'UNCLE BUCK': JOHN HUGHES' VALENTINE TO TEENHOOD
By CHRIS WILLMAN
In "Uncle Buck" (citywide), writer-director John Hughes
has devised a plot with which to fuse his two genres of
choice: the clashing-family-members comedy and the
tortured-teen pic.
John Candy, the titular behemoth, is the eccentric relative
from blue-collar hell that no one loves (yet); when he's
called in to baby-sit his stuffed-shirt brother's three
progeny for a few days, the younger tykes take a back seat
while Buck establishes an adversarial, then intimate,
relationship with his troubled 15-year-old niece. At heart,
it's really another one of Hughes' undisguised valentines to
teenhood.
The overriding philosophy of most of the Hughes canon is
simple: Kids are good, grown-ups aren't. But there's a little
more to it than that. Corollary No. 1: Grown-ups can be good
if they act like kids -- hence the spontaneous charm of Uncle
Buck, who feeds beer and pretzels to the family dog and who
vacuums his own girth after a spirited session of raw Frosted
Flakes consumption.
Corollary No. 2: Kids can be bad if they act like adults --
hence the initial villainy of his niece Tia (Jean Kelly,
seemingly reprising Jennifer Grey's snotty sister character
in "Ferris Bueller's Day Off"), who initially attacks her
keeper as an unsophisticated boob and who is trying to prove
her maturity through premature sexual behavior. Uncle Buck
takes up the formidable challenge of protecting her
virginity, mostly through threatening her no-good boyfriend
with hatchets and power drills.
Herein lies the biggest chasm between Hughes and other
teen-film makers: Much as he puts impetuous adolescence on a
pedestal, he tends to see sex as a threat to the young, not
as a release or rite of passage. Sex is what accelerates
their procession into the world of adult relationships with
all the accompanying lies and rationalizations and masks.
Hughes may stick Tone Loc's rap hit about engaging in the
"Wild Thing" on the sound track, but he really wants his kids
to just say no.
The problem with this is that we know from the outset --
especially if we're familiar with Hughes' work -- just how
tidily all this will turn out. He can be surprisingly daring
in introducing bits and pieces of tense domestic turmoil into
his comedies, and this one is no exception. (Lou Lombardo,
Tony Lombardo and Peck Prior did the editing, which nicely
mixes tight comedic gag timing with an unusually relaxed,
dramatic narrative pace.) But Hughes is usually too busy
steering toward a neat, happy ending to let the intimations
of nuclear family breakdowns have any real emotional sway.

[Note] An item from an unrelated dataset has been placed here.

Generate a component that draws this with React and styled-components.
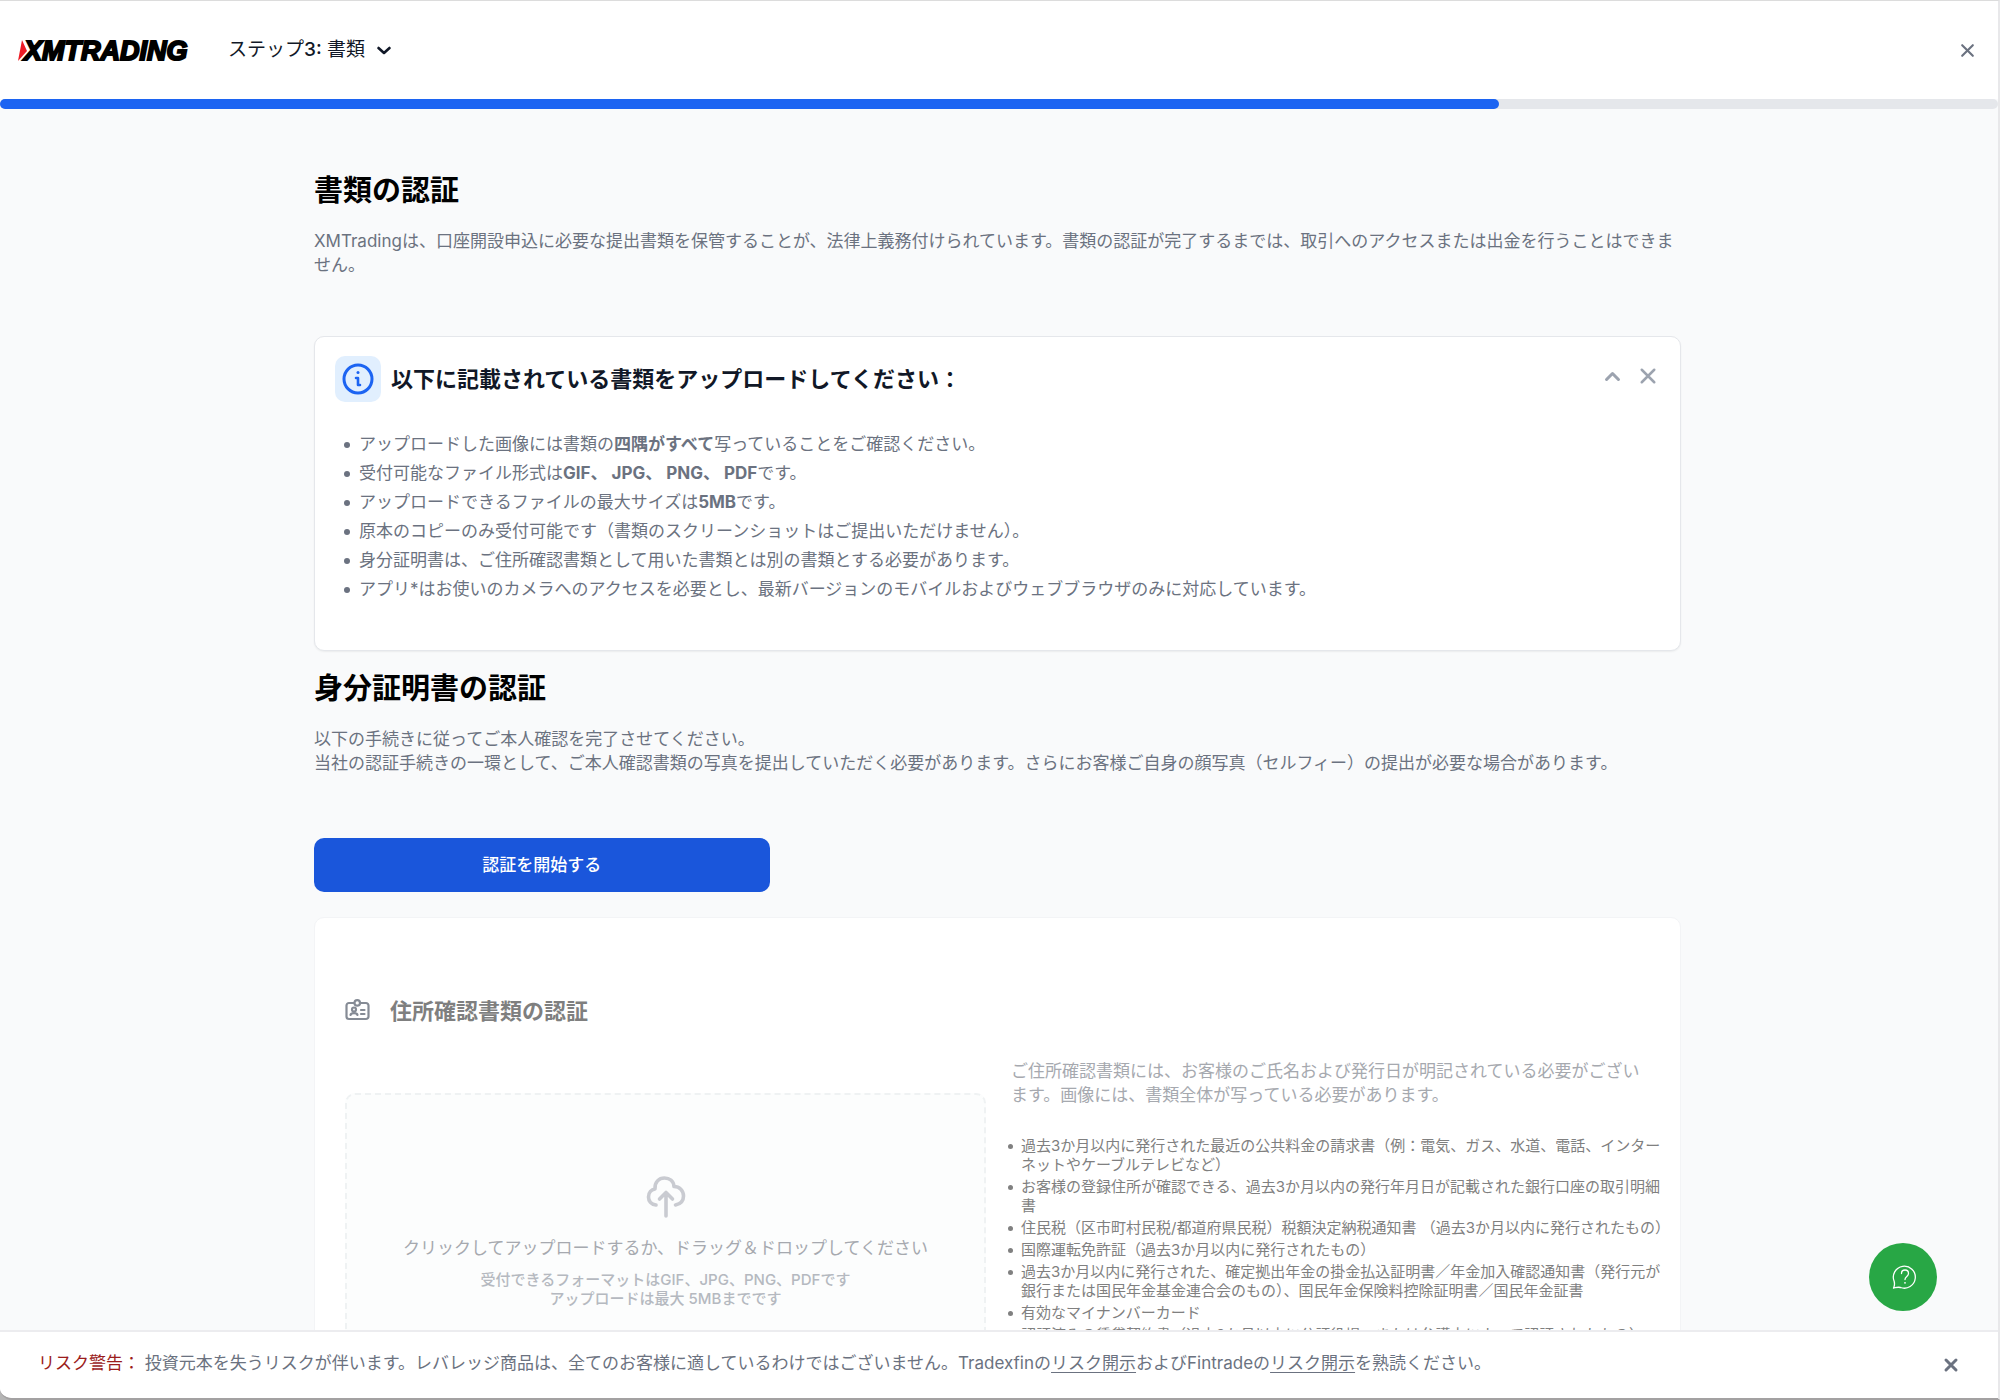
import styled, { createGlobalStyle } from "styled-components";

const GlobalStyle = createGlobalStyle`
  * {
    box-sizing: border-box;
    margin: 0;
    padding: 0;
  }
  body {
    font-family: Inter, "Noto Sans CJK JP", sans-serif;
    font-size: 17px;
    line-height: 24px;
    color: #6b7280;
    background: #b5b5b5;
  }
  button {
    font: inherit;
    border: none;
    background: none;
    cursor: pointer;
  }
`;

const Page = styled.div`
  height: 100vh;
  display: flex;
  flex-direction: column;
  background: #f9fafb;
  border-top: 1px solid #dcdcdc;
  border-right: 2px solid #e8e8ea;
  border-bottom: 2px solid #a3a1a2;
  border-radius: 0 0 0 12px;
  overflow: hidden;
`;
const Header = styled.header`
  height: 98px;
  flex-shrink: 0;
  display: flex;
  align-items: center;
  gap: 34px;
  padding: 0 22px 0 18px;
  background: white;
`;
const StepButton = styled.button`
  display: flex;
  align-items: center;
  gap: 11px;
  color: #111827;
  font-size: 19px;
  b {
    font-weight: 500;
  }
`;
const IconButton = styled.button`
  display: flex;
  color: ${(props) => props.$color || "#6b7280"};
`;
const CloseHeader = styled(IconButton)`
  margin-left: auto;
`;
const Progress = styled.div`
  height: 10px;
  flex-shrink: 0;
  background: #e5e7eb;
  border-radius: 5px;
`;
const ProgressBar = styled.div`
  width: 75%;
  height: 100%;
  background: #1c64f2;
  border-radius: 5px;
`;
const Main = styled.main`
  flex: 1;
  min-height: 0;
  padding-right: 3px;
  overflow-y: auto;
  scrollbar-width: none;
`;
const Content = styled.div`
  max-width: 1367px;
  margin: 0 auto;
  padding: 64px 0;
`;
const Title = styled.h2`
  color: black;
  font-size: 29px;
  line-height: 36px;
  font-weight: 700;
  margin-bottom: 20px;
`;
const Intro = styled.p`
  margin-bottom: ${(props) => props.$gap}px;
`;
const Card = styled.section`
  background: white;
  border: 1px solid #e5e7eb;
  border-radius: 10px;
`;
const InfoCard = styled(Card)`
  padding: 19px 20px 49px;
  margin-bottom: 20px;
  box-shadow: 0 1px 2px rgba(0, 0, 0, 0.06);
`;
const CardHead = styled.div`
  display: flex;
  align-items: center;
  gap: 10px;
`;
const InfoBadge = styled.div`
  width: 46px;
  height: 46px;
  display: flex;
  align-items: center;
  justify-content: center;
  color: #1c64f2;
  background: #e1effe;
  border-radius: 10px;
`;
const CardTitle = styled.h3`
  color: ${(props) => props.$color || "#111827"};
  font-size: 22px;
  line-height: 28px;
  font-weight: 700;
`;
const CardActions = styled.div`
  display: flex;
  align-items: center;
  gap: 16px;
  margin-left: auto;
  padding: 0 2px 6px 0;
`;
const List = styled.ul`
  list-style: none;
  li {
    position: relative;
  }
  li::before {
    content: "";
    position: absolute;
    left: -15px;
    top: 10px;
    width: 6px;
    height: 6px;
    border-radius: 50%;
    background: currentColor;
  }
`;
const InfoList = styled(List)`
  display: grid;
  gap: 5px;
  padding: 30px 0 0 24px;
`;
const StartButton = styled.button`
  display: block;
  width: calc(100% / 3);
  padding: 15px;
  margin-bottom: 25px;
  color: white;
  font-weight: 500;
  background: #1a56db;
  border-radius: 10px;
`;
const AddressCard = styled(Card)`
  border-color: #f3f4f6;
  padding: 79px 8px 40px 30px;
`;
const AddressHead = styled(CardHead)`
  gap: 20px;
  margin-bottom: 34px;
`;
const Columns = styled.div`
  display: grid;
  grid-template-columns: 641px 1fr;
  gap: 25px;
`;
const DropZone = styled.button`
  height: 320px;
  margin-top: 34px;
  display: flex;
  flex-direction: column;
  align-items: center;
  padding-top: 80px;
  color: #b5b9c0;
  background: #fcfdfd;
  border: 2px dashed #eff2f3;
  border-radius: 10px;
`;
const DropText = styled.span`
  margin-top: 17px;
  color: #a6a9af;
`;
const DropNote = styled.span`
  margin-top: 10px;
  font-size: 15px;
  line-height: 19px;
  font-weight: 500;
`;
const Details = styled.div`
  color: #a6a9af;
`;
const DetailsText = styled.p`
  padding-right: 18px;
  margin-bottom: 29px;
`;
const DocList = styled(List)`
  display: grid;
  gap: 3px;
  padding-left: 10px;
  font-size: 15px;
  line-height: 19px;
  color: #808080;
  li::before {
    top: 8px;
    left: -13px;
    width: 5px;
    height: 5px;
  }
`;
const Footer = styled.footer`
  min-height: 68px;
  flex-shrink: 0;
  display: flex;
  align-items: center;
  justify-content: space-between;
  padding: 0 39px 0 38px;
  background: white;
  border-top: 2px solid #ececef;
  p {
    padding-bottom: 4px;
  }
`;
const Risk = styled.span`
  color: #9b1c1c;
`;
const RiskLink = styled.a`
  color: inherit;
  text-decoration: underline;
  text-underline-offset: 3px;
`;
const HelpButton = styled.button`
  position: fixed;
  right: 63px;
  bottom: 89px;
  width: 68px;
  height: 68px;
  display: flex;
  align-items: center;
  justify-content: center;
  padding-left: 4px;
  color: white;
  background: #28a745;
  border-radius: 50%;
`;

const Logo = () => (
  <svg width="176" height="26" viewBox="0 0 176 26" role="img" aria-label="XMTRADING">
    <path d="M4 3 L9 14 L0 24 Z" fill="#ed1c24" />
    <text
      x="6"
      y="22.500"
      fontFamily="'Liberation Sans', sans-serif"
      fontSize="27"
      fontWeight="700"
      fontStyle="italic"
      stroke="black"
      strokeWidth="2"
    >
      XMTRADING
    </text>
  </svg>
);

const Cross = ({ size, weight }) => (
  <svg width={size} height={size} viewBox="0 0 16 16" fill="none" stroke="currentColor" strokeWidth={weight} strokeLinecap="round">
    <path d="M3 3 L13 13 M13 3 L3 13" />
  </svg>
);

const Chevron = ({ up, size }) => (
  <svg width={size} height={size} viewBox="0 0 16 16" fill="none" stroke="currentColor" strokeWidth="2.6" strokeLinecap="round" strokeLinejoin="round">
    <path d={up ? "M3 10.5 L8 5.5 L13 10.5" : "M2.5 6 L8 11 L13.5 6"} />
  </svg>
);

const InfoIcon = () => (
  <svg width="32" height="32" viewBox="0 0 32 32" fill="none" stroke="currentColor" strokeWidth="3" strokeLinecap="round" strokeLinejoin="round">
    <circle cx="16" cy="16" r="14" />
    <path d="M14 15 H16 V22 M16 22 H18" strokeWidth="2.6" />
    <circle cx="16" cy="9.5" r="1.5" fill="currentColor" stroke="none" />
  </svg>
);

const IdIcon = () => (
  <svg width="25" height="25" viewBox="0 2 25 25" fill="none" stroke="#858b95" strokeWidth="2.2" strokeLinecap="round" strokeLinejoin="round">
    <path d="M9 6 H4 a2.5 2.5 0 0 0 -2.5 2.5 V19.5 a2.5 2.5 0 0 0 2.5 2.5 H21 a2.5 2.5 0 0 0 2.5 -2.5 V8.5 A2.5 2.5 0 0 0 21 6 H15.5" />
    <rect x="9.5" y="3.2" width="5.5" height="5.5" rx="2.7" />
    <circle cx="9" cy="12.5" r="2" />
    <path d="M5.5 18 C6 15.500 12 15.500 12.500 18 M16 13 H19.500 M16 17 H19.500" />
  </svg>
);

const CloudIcon = () => (
  <svg width="40" height="44" viewBox="0 0 40 44" fill="none" stroke="#c9cbd1" strokeWidth="3.6" strokeLinecap="round" strokeLinejoin="round">
    <path d="M10 30 C5 29.500 2.500 26 2.500 22 C2.500 17.500 5.500 14.500 9 14 C8.500 7 13 3 18.500 3 C23.500 3 27.500 6 28 11.500 C33.500 11.500 37.500 15.500 37.500 21 C37.500 25.500 34.500 29 29.500 30" />
    <path d="M20 41 V18 M13.500 24 L20 17.500 L26.500 24" />
  </svg>
);

const HelpIcon = () => (
  <svg width="26" height="26" viewBox="0 0 26 26" fill="none" stroke="currentColor" strokeWidth="1.3" strokeLinecap="round" strokeLinejoin="round">
    <path d="M1.500 24 C2.800 21.500 2.800 20 2.200 17.500 A11 11 0 1 1 8.500 23.500 C6 22.800 4.500 23.400 1.500 24 Z" />
    <path d="M9.500 9.500 C9.500 4.800 16.500 4.800 16.500 9.500 C16.500 12.500 13 12.300 13 15.500" />
    <circle cx="13" cy="18.800" r="0.900" fill="currentColor" stroke="none" />
  </svg>
);

const documents = [
  "過去3か月以内に発行された最近の公共料金の請求書（例：電気、ガス、水道、電話、インターネットやケーブルテレビなど）",
  "お客様の登録住所が確認できる、過去3か月以内の発行年月日が記載された銀行口座の取引明細書",
  "住民税（区市町村民税/都道府県民税）税額決定納税通知書 （過去3か月以内に発行されたもの）",
  "国際運転免許証（過去3か月以内に発行されたもの）",
  "過去3か月以内に発行された、確定拠出年金の掛金払込証明書／年金加入確認通知書（発行元が銀行または国民年金基金連合会のもの）、国民年金保険料控除証明書／国民年金証書",
  "有効なマイナンバーカード",
  "認証済みの賃貸契約書（過去3か月以内に公証役場、または弁護士によって認証されたもの）",
];

export default function App() {
  return (
    <Page>
      <GlobalStyle />
      <Header>
        <Logo />
        <StepButton>
          <span>
            ステップ<b>3:</b> 書類
          </span>
          <Chevron size={16} />
        </StepButton>
        <CloseHeader aria-label="閉じる">
          <Cross size={17} weight={2} />
        </CloseHeader>
      </Header>
      <Progress>
        <ProgressBar />
      </Progress>
      <Main>
        <Content>
          <Title>書類の認証</Title>
          <Intro $gap={59}>
            XMTradingは、口座開設申込に必要な提出書類を保管することが、法律上義務付けられています。書類の認証が完了するまでは、取引へのアクセスまたは出金を行うことはできません。
          </Intro>
          <InfoCard>
            <CardHead>
              <InfoBadge>
                <InfoIcon />
              </InfoBadge>
              <CardTitle>以下に記載されている書類をアップロードしてください：</CardTitle>
              <CardActions>
                <IconButton $color="#9ca3af" aria-label="折りたたむ">
                  <Chevron up size={19} />
                </IconButton>
                <IconButton $color="#9ca3af" aria-label="閉じる">
                  <Cross size={20} weight={2} />
                </IconButton>
              </CardActions>
            </CardHead>
            <InfoList>
              <li>
                アップロードした画像には書類の<b>四隅がすべて</b>写っていることをご確認ください。
              </li>
              <li>
                受付可能なファイル形式は<b>GIF、 JPG、 PNG、 PDF</b>です。
              </li>
              <li>
                アップロードできるファイルの最大サイズは<b>5MB</b>です。
              </li>
              <li>原本のコピーのみ受付可能です（書類のスクリーンショットはご提出いただけません）。</li>
              <li>身分証明書は、ご住所確認書類として用いた書類とは別の書類とする必要があります。</li>
              <li>
                アプリ*はお使いのカメラへのアクセスを必要とし、最新バージョンのモバイルおよびウェブブラウザのみに対応しています。
              </li>
            </InfoList>
          </InfoCard>
          <Title>身分証明書の認証</Title>
          <Intro $gap={63}>
            以下の手続きに従ってご本人確認を完了させてください。
            <br />
            当社の認証手続きの一環として、ご本人確認書類の写真を提出していただく必要があります。さらにお客様ご自身の顔写真（セルフィー）の提出が必要な場合があります。
          </Intro>
          <StartButton>認証を開始する</StartButton>
          <AddressCard>
            <AddressHead>
              <IdIcon />
              <CardTitle $color="#7f7f7f">住所確認書類の認証</CardTitle>
            </AddressHead>
            <Columns>
              <DropZone>
                <CloudIcon />
                <DropText>クリックしてアップロードするか、ドラッグ＆ドロップしてください</DropText>
                <DropNote>
                  受付できるフォーマットはGIF、JPG、PNG、PDFです
                  <br />
                  アップロードは最大 5MBまでです
                </DropNote>
              </DropZone>
              <Details>
                <DetailsText>
                  ご住所確認書類には、お客様のご氏名および発行日が明記されている必要がございます。画像には、書類全体が写っている必要があります。
                </DetailsText>
                <DocList>
                  {documents.map((text) => (
                    <li key={text}>{text}</li>
                  ))}
                </DocList>
              </Details>
            </Columns>
          </AddressCard>
        </Content>
      </Main>
      <Footer>
        <p>
          <Risk>リスク警告：</Risk> 投資元本を失うリスクが伴います。レバレッジ商品は、全てのお客様に適しているわけではございません。Tradexfinの
          <RiskLink href="#tradexfin">リスク開示</RiskLink>およびFintradeの
          <RiskLink href="#fintrade">リスク開示</RiskLink>を熟読ください。
        </p>
        <IconButton aria-label="閉じる">
          <Cross size={16} weight={3} />
        </IconButton>
      </Footer>
      <HelpButton aria-label="ヘルプ">
        <HelpIcon />
      </HelpButton>
    </Page>
  );
}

Finally, "Uncle Buck" (MPAA-rated PG) has a medium-level
Hughes script, only about half as good as "Planes, Trains and
Automobiles," about 50 times as good as "The Great Outdoors."
Before things go all awry in the final stretch, which has
Buck patching things up with long-suffering gal pal Amy
Madigan as well as with his family, there are some hysterical
bits along the way. Not the least of these is the sight of a
closed-eyed Candy scratching the family dog on the stomach
and jerking his own leg in an involuntary sympathetic
response, or asking his nervous sister-in-law as she leaves
whether there's a plunger in the house, or 8-year-old
Macaulay Culkin's deadpan Joe Friday imitation.
To get to the chuckles, most of which are well-executed, you
have to wade through some of Hughes' favorite stereotypes,
like the positively evil vice principal at the little girl's
elementary school who calls Buck's niece "a dreamer, a silly
heart." Much has been made of the autobiographical aspects of
Hughes' "She's Having a Baby," but bits of this would seem
even more so: Candy -- who has never been more likable -- is
absolutely the director's stand-in as he rails against this
nasty authority figure, saying, "You so much scowl at my
niece or any other kid in this school and I'll come looking
for you." Like Buck's nieces and nephews, the young of
America have a cinematic champion and protector.